Intervention de Isabelle Steyer

Réunion du 26 janvier 2016 à 16h30
Délégation de l'assemblée nationale aux droits des femmes et à l'égalité des chances entre les hommes et les femmes

Isabelle Steyer, avocate au barreau de Paris :

J'interviens exclusivement dans des dossiers de femmes victimes de violences et auteures de meurtre sur conjoint violent. On vient généralement me voir comme deuxième, voire troisième avocat, lorsque l'avocat « classique » ne comprend pas le mécanisme de la violence conjugale. Je traite donc uniquement des cas qui dysfonctionnent.

Philosophiquement, idéologiquement, je suis favorable au féminicide. Malheureusement, cette notion n'entre pas dans la philosophie des magistrats ni du droit actuel, ce qui rend nécessaire une loi de genre, une loi-cadre sur le féminicide, qui définirait la notion de « violences conjugales ». En effet, si le code pénal prévoit les violences physiques ayant entraîné une incapacité totale de travail (ITT) inférieure ou supérieure à dix jours, ainsi que les violences psychologiques, introduites par la loi de 2010 – notion que manient assez mal les professionnels de la justice –, il n'apporte pas une définition des violences conjugales. Si bien que nous, les avocates des femmes victimes, sommes systématiquement renvoyées vers la notion de « conflit de couple ».

Dans ce contexte, un délit de violences conjugales peut paraître intéressant, mais il impliquerait un renversement de la preuve. Aussi serait-il préférable d'insérer dans le code civil la définition des violences conjugales, telle qu'elle existe dans les textes internationaux, notamment la Convention d'Istanbul sur la prévention et la lutte contre les violences à l'égard des femmes et la violence domestique, ratifiée par la France.

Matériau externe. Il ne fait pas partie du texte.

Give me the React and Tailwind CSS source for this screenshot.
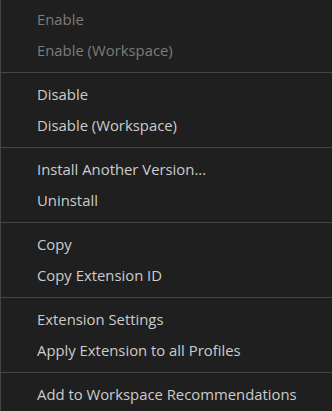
const groups = [
  [
    { label: "Enable", disabled: true },
    { label: "Enable (Workspace)", disabled: true },
  ],
  [{ label: "Disable" }, { label: "Disable (Workspace)" }],
  [{ label: "Install Another Version..." }, { label: "Uninstall" }],
  [{ label: "Copy" }, { label: "Copy Extension ID" }],
  [{ label: "Extension Settings" }, { label: "Apply Extension to all Profiles" }],
  [{ label: "Add to Workspace Recommendations" }],
];

export default function App() {
  return (
    <div
      className="h-[411px] w-[332px] overflow-hidden border-l border-[#454545] bg-[#1f1f1f] pt-[4px] text-[14.85px]"
      style={{ fontFamily: '"Open Sans", "Noto Sans", sans-serif' }}
    >
      {groups.map((group, i) => (
        <div key={i}>
          {i > 0 && (
            <div className="flex h-[13px] items-center">
              <div className="h-px w-full bg-[#454545]" />
            </div>
          )}
          {group.map((item) => (
            <div
              key={item.label}
              className={`flex h-[31px] items-center whitespace-nowrap pl-[36px] ${
                item.disabled ? "text-[#7c7c7c]" : "text-[#cccccc]"
              }`}
            >
              {item.label}
            </div>
          ))}
        </div>
      ))}
    </div>
  );
}
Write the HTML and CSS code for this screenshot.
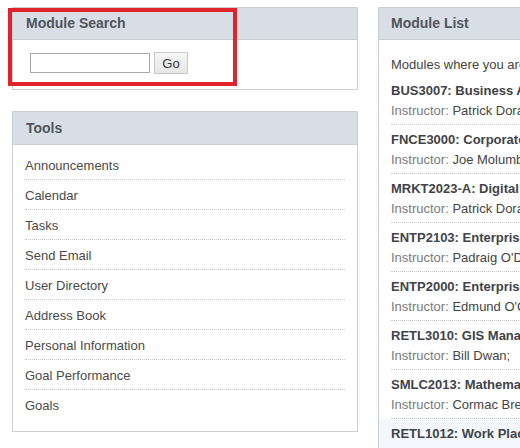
FILE: index.html
```html
<!DOCTYPE html>
<html>
<head>
<meta charset="utf-8">
<link rel="stylesheet" href="styles.css">
</head>
<body>
<div class="page">
  <div class="col-left">
    <div class="panel search-panel">
      <div class="panel-head">Module Search</div>
      <div class="search-body">
        <input class="search-input" type="text">
        <button class="go-btn">Go</button>
      </div>
      <div class="highlight"></div>
    </div>
    <div class="panel">
      <div class="panel-head tools-head">Tools</div>
      <ul class="tools">
        <li>Announcements</li>
        <li>Calendar</li>
        <li>Tasks</li>
        <li>Send Email</li>
        <li>User Directory</li>
        <li>Address Book</li>
        <li>Personal Information</li>
        <li>Goal Performance</li>
        <li>Goals</li>
      </ul>
    </div>
  </div>
  <div class="col-right">
    <div class="panel module-panel">
      <div class="panel-head module-head">Module List</div>
      <p class="intro">Modules where you are: Instructor</p>
      <ul class="modules">
        <li><div class="m-wrap"><div class="m-title">BUS3007: Business Analytics</div><div class="m-inst"><span class="lbl">Instructor:</span> Patrick Doran;</div></div></li>
        <li><div class="m-wrap"><div class="m-title">FNCE3000: Corporate Finance</div><div class="m-inst"><span class="lbl">Instructor:</span> Joe Molumby;</div></div></li>
        <li><div class="m-wrap"><div class="m-title">MRKT2023-A: Digital Marketing</div><div class="m-inst"><span class="lbl">Instructor:</span> Patrick Doran;</div></div></li>
        <li><div class="m-wrap"><div class="m-title">ENTP2103: Enterprise Development</div><div class="m-inst"><span class="lbl">Instructor:</span> Padraig O'Dea;</div></div></li>
        <li><div class="m-wrap"><div class="m-title">ENTP2000: Enterprise Studies</div><div class="m-inst"><span class="lbl">Instructor:</span> Edmund O'Connor;</div></div></li>
        <li><div class="m-wrap"><div class="m-title">RETL3010: GIS Management</div><div class="m-inst"><span class="lbl">Instructor:</span> Bill Dwan;</div></div></li>
        <li><div class="m-wrap"><div class="m-title">SMLC2013: Mathematics</div><div class="m-inst"><span class="lbl">Instructor:</span> Cormac Breen;</div></div></li>
        <li class="hover"><div class="m-wrap"><div class="m-title">RETL1012: Work Placement</div><div class="m-inst"><span class="lbl">Instructor:</span> Bill Dwan;</div></div></li>
      </ul>
    </div>
  </div>
</div>
</body>
</html>
```

FILE: styles.css
```css
html, body {
  margin: 0;
  padding: 0;
  background: #ffffff;
  overflow: hidden;
  width: 520px;
  height: 448px;
}
body {
  font-family: "Liberation Sans", Arial, sans-serif;
  font-size: 13px;
  color: #444;
}
.page {
  display: flex;
  gap: 20px;
  padding: 7px 0 0 12px;
  width: 800px;
}
.col-left {
  width: 346px;
  display: flex;
  flex-direction: column;
  gap: 21px;
}
.col-right {
  width: 346px;
  flex: none;
}
.panel {
  border: 1px solid #cbcfd4;
  background: #fff;
  position: relative;
}
.panel-head {
  background: #d8dee6;
  border-bottom: 1px solid #cbcfd4;
  height: 31px;
  line-height: 31px;
  padding: 0 13px;
  font-weight: bold;
  font-size: 14px;
  color: #50555c;
}
.module-head {
  padding: 0 12px;
}
.tools-head {
  height: 32px;
  line-height: 32px;
}
.search-panel {
  height: 81px;
}
.search-body {
  display: flex;
  align-items: center;
  gap: 4px;
  padding: 12px 0 0 17px;
}
.search-input {
  width: 120px;
  height: 20px;
  box-sizing: border-box;
  border: 1px solid #a9a9a9;
  margin: 0;
  padding: 0;
  background: #fff;
}
.go-btn {
  width: 34px;
  height: 22px;
  box-sizing: border-box;
  border: 1px solid #c9c9c9;
  background: linear-gradient(#f7f7f7, #e6e6e6);
  font-family: "Liberation Sans", Arial, sans-serif;
  font-size: 13px;
  color: #333;
  padding: 0;
  margin: 0;
}
.highlight {
  position: absolute;
  left: -5px;
  top: 0px;
  width: 221px;
  height: 70px;
  border: 4px solid #e1232b;
}
.tools {
  list-style: none;
  margin: 0;
  padding: 5px 12px 11px 12px;
}
.tools li {
  height: 30px;
  line-height: 30px;
  border-bottom: 1px dotted #c4c4c4;
  box-sizing: border-box;
  color: #4a4a4a;
  padding-top: 1px;
}
.tools li:last-child {
  border-bottom: none;
}
.module-panel {
  height: 460px;
}
.intro {
  margin: 0;
  padding: 16px 12px 0 12px;
  line-height: 18px;
  color: #444;
  white-space: nowrap;
}
.modules {
  list-style: none;
  margin: 0;
  padding: 0;
}
.modules li {
  padding: 0 12px;
  white-space: nowrap;
}
.m-wrap {
  padding: 5px 0 3px 0;
  border-bottom: 1px dotted #c4c4c4;
}
.modules li:first-child .m-wrap {
  padding-top: 7px;
}
.modules li.hover {
  background: #f3f7fb;
}
.m-title {
  font-weight: bold;
  color: #3f4349;
  line-height: 20px;
}
.m-inst {
  line-height: 20px;
  color: #444;
}
.lbl {
  color: #7a7a7a;
}
```
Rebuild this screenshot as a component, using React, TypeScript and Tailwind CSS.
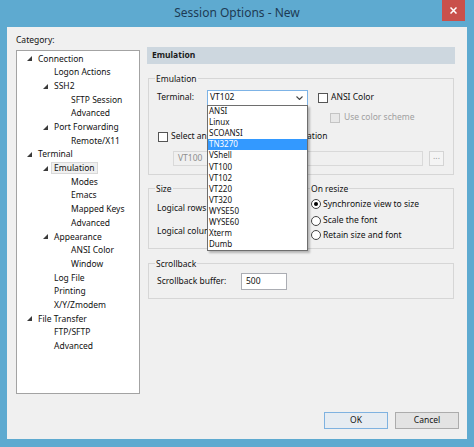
import React from 'react'

type TreeNode = { label: string; level: number; open?: boolean; selected?: boolean }

const tree: TreeNode[] = [
  { label: 'Connection', level: 0, open: true },
  { label: 'Logon Actions', level: 1 },
  { label: 'SSH2', level: 1, open: true },
  { label: 'SFTP Session', level: 2 },
  { label: 'Advanced', level: 2 },
  { label: 'Port Forwarding', level: 1, open: true },
  { label: 'Remote/X11', level: 2 },
  { label: 'Terminal', level: 0, open: true },
  { label: 'Emulation', level: 1, open: true, selected: true },
  { label: 'Modes', level: 2 },
  { label: 'Emacs', level: 2 },
  { label: 'Mapped Keys', level: 2 },
  { label: 'Advanced', level: 2 },
  { label: 'Appearance', level: 1, open: true },
  { label: 'ANSI Color', level: 2 },
  { label: 'Window', level: 2 },
  { label: 'Log File', level: 1 },
  { label: 'Printing', level: 1 },
  { label: 'X/Y/Zmodem', level: 1 },
  { label: 'File Transfer', level: 0, open: true },
  { label: 'FTP/SFTP', level: 1 },
  { label: 'Advanced', level: 1 },
]

const indent = ['pl-[5px]', 'pl-[21px]', 'pl-[38px]']

const terminals = ['ANSI', 'Linux', 'SCOANSI', 'TN3270', 'VShell', 'VT100', 'VT102', 'VT220', 'VT320', 'WYSE50', 'WYSE60', 'Xterm', 'Dumb']

function Arrow() {
  return (
    <svg width="5" height="5" viewBox="0 0 5 5">
      <path d="M5 0V5H0Z" fill="#3a3a3a" />
    </svg>
  )
}

function Checkbox({ disabled }: { disabled?: boolean }) {
  return (
    <span
      className={`w-[10px] h-[10px] shrink-0 border ${disabled ? 'border-[#c4c4c4] bg-[#e8e8e8]' : 'border-[#555] bg-white'}`}
    />
  )
}

function Radio({ checked }: { checked?: boolean }) {
  return (
    <span className="w-[10px] h-[10px] shrink-0 rounded-full border border-[#444] bg-white flex items-center justify-center">
      {checked && <span className="w-[4px] h-[4px] rounded-full bg-black" />}
    </span>
  )
}

export default function App() {
  return (
    <div className="w-[474px] h-[447px] bg-[#5eaad0] flex flex-col font-['Noto_Sans',sans-serif] text-[8.5px] leading-none text-[#111] overflow-hidden">
      {/* Title bar */}
      <div className="h-[27px] flex items-start shrink-0">
        <div className="w-[32px]" />
        <div className="flex-1 text-center text-[12px] leading-[26px] text-[#1d3b54]">Session Options - New</div>
        <button className="w-[23px] h-[21px] mr-[9px] bg-[#c9504b] flex items-center justify-center">
          <svg width="7" height="7" viewBox="0 0 7 7">
            <path d="M0.5 0.5L6.5 6.5M6.5 0.5L0.5 6.5" stroke="white" strokeWidth="1.5" />
          </svg>
        </button>
      </div>

      {/* Client area */}
      <div className="mx-[7px] h-[412px] bg-[#f0f0f0] flex flex-col">
        <div className="flex">
          {/* Category tree */}
          <div className="w-[140px] pl-[9px] pt-[5px] shrink-0">
            <div className="h-[16px] flex items-center">Category:</div>
            <div className="mt-[2px] w-[124px] h-[344px] border border-[#a3a3a3] bg-white pt-[1px]">
              {tree.map((n, i) => (
                <div key={i} className={`flex items-center h-[13.7px] ${indent[n.level]}`}>
                  <span className="w-[16px] flex items-center pl-[5px]">{n.open && <Arrow />}</span>
                  {n.selected ? (
                    <span className="-ml-[3px] px-[2px] h-[12px] flex items-center border border-[#d9d9d9] bg-[#f0f0f0]">{n.label}</span>
                  ) : (
                    <span>{n.label}</span>
                  )}
                </div>
              ))}
            </div>
          </div>

          {/* Options panel */}
          <div className="w-[308px] pt-[20px]">
            <div className="h-[17px] bg-[#cdd7df] flex items-center pl-[5px] font-bold text-[#1a1a1a]">Emulation</div>

            <fieldset className="mx-[1px] mt-[8px] border border-[#d6d6d6] pb-[8px]">
              <legend className="ml-[6px] px-[1px] leading-[13px]">Emulation</legend>
              <div className="flex mt-[4.5px]">
                <div className="flex items-center h-[16px] pl-[8px]">
                  <span className="w-[50px]">Terminal:</span>
                  <div className="relative w-[101px] h-[16px] border border-[#7db3e6] bg-white flex items-center justify-between pl-[2px] pr-[4px]">
                    <span>VT102</span>
                    <svg width="7" height="4" viewBox="0 0 7 4">
                      <path d="M0.5 0.5L3.5 3.5L6.5 0.5" stroke="#444" strokeWidth="1.1" fill="none" />
                    </svg>
                    <div className="absolute left-[-1px] top-full w-[101px] border border-[#6e6e6e] bg-white z-10 shadow-[2px_2px_2px_rgba(0,0,0,0.25)] text-[8px]">
                      {terminals.map((t) => (
                        <div
                          key={t}
                          className={`h-[11.1px] flex items-center pl-[1px] ${t === 'TN3270' ? 'bg-[#3399ff] text-white' : ''}`}
                        >
                          {t}
                        </div>
                      ))}
                    </div>
                  </div>
                </div>
                <div className="ml-[10px] flex flex-col">
                  <div className="h-[16px] flex items-center gap-[3px]">
                    <Checkbox />
                    <span>ANSI Color</span>
                  </div>
                  <div className="mt-[6px] ml-[12px] h-[12px] flex items-center gap-[4px] text-[#a0a0a0]">
                    <Checkbox disabled />
                    <span>Use color scheme</span>
                  </div>
                </div>
              </div>
              <div className="mt-[7px] h-[12px] pl-[9px] flex items-center gap-[3px]">
                <Checkbox />
                <span>Select an alternate keyboard emulation</span>
              </div>
              <div className="mt-[8px] pl-[24px] flex items-center">
                <div className="w-[250px] h-[15px] border border-[#d9d9d9] bg-[#f0f0f0] flex items-center pl-[4px] text-[#8e8e8e]">VT100</div>
                <div className="ml-[6px] w-[15px] h-[15px] border border-[#d4d4d4] bg-[#f4f4f4] flex items-center justify-center text-[#9a9a9a] pb-[3px]">...</div>
              </div>
            </fieldset>

            <div className="mx-[1px] mt-[7.5px] flex gap-[5px]">
              <fieldset className="w-[149px] h-[67px] border border-[#d6d6d6]">
                <legend className="ml-[6px] px-[1px] leading-[13px]">Size</legend>
                <div className="mt-[6.5px] h-[14px] pl-[8px] flex items-center">Logical rows</div>
                <div className="mt-[9px] h-[14px] pl-[8px] flex items-center">Logical columns</div>
              </fieldset>
              <fieldset className="flex-1 h-[67px] border border-[#d6d6d6]">
                <legend className="ml-[7px] px-[1px] leading-[13px]">On resize</legend>
                <div className="mt-[2.5px] h-[13px] pl-[8px] flex items-center gap-[2px]">
                  <Radio checked />
                  <span>Synchronize view to size</span>
                </div>
                <div className="mt-[3.5px] h-[13px] pl-[8px] flex items-center gap-[2px]">
                  <Radio />
                  <span>Scale the font</span>
                </div>
                <div className="mt-[1.5px] h-[13px] pl-[8px] flex items-center gap-[2px]">
                  <Radio />
                  <span>Retain size and font</span>
                </div>
              </fieldset>
            </div>

            <fieldset className="mx-[1px] mt-[8px] border border-[#d6d6d6] pb-[8px]">
              <legend className="ml-[6px] px-[1px] leading-[13px]">Scrollback</legend>
              <div className="mt-[2.5px] pl-[8px] flex items-center">
                <span className="w-[84px]">Scrollback buffer:</span>
                <div className="w-[46px] h-[17px] border border-[#abadb3] bg-white flex items-center pl-[4px]">500</div>
              </div>
            </fieldset>
          </div>
        </div>

        {/* Buttons */}
        <div className="mt-auto pb-[10px] pr-[8px] flex justify-end gap-[7px]">
          <button className="w-[64px] h-[17px] border border-[#7fb2e0] bg-[#e6ecf2] flex items-center justify-center">OK</button>
          <button className="w-[64px] h-[17px] border border-[#acacac] bg-[#e3e3e3] flex items-center justify-center">Cancel</button>
        </div>
      </div>
    </div>
  )
}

Dans les dossiers de légitime défense avec meurtre – que je défends une fois par an environ –, les auteures ne sont jamais acquittées, elles sont généralement condamnées à une peine de cinq ans de prison dont trois avec sursis. À présent, l'affaire Jacqueline Sauvage ouvre le débat sur la présomption de légitime défense. Soit c'est un dossier particulier. Soit ça ne l'est pas, et alors le législateur pourrait utilement s'inspirer de la disposition canadienne sur la légitime défense féminine. En effet, la légitime défense en France fait l'objet de jugements réguliers devant les tribunaux correctionnels, car si Madame s'est défendue, elle et son conjoint sont cités à comparaître pour violences devant le tribunal correctionnel – elle a un oeil au beurre noir et lui quelques griffures –, si bien que tous deux sont sanctionnés des mêmes peines ! Ce traitement correctionnel, par le « bas du panier », est particulièrement inquiétant, car à partir du moment où les condamnations sont équivalentes ou égales pour la femme et l'homme, nous ne pouvons pas dire au juge aux affaires familiales que c'est Monsieur qui est violent, ni demander un droit de visite en lieu neutre ou en présence d'un tiers, encore moins présenter l'exercice de l'autorité parentale comme instrument de domination.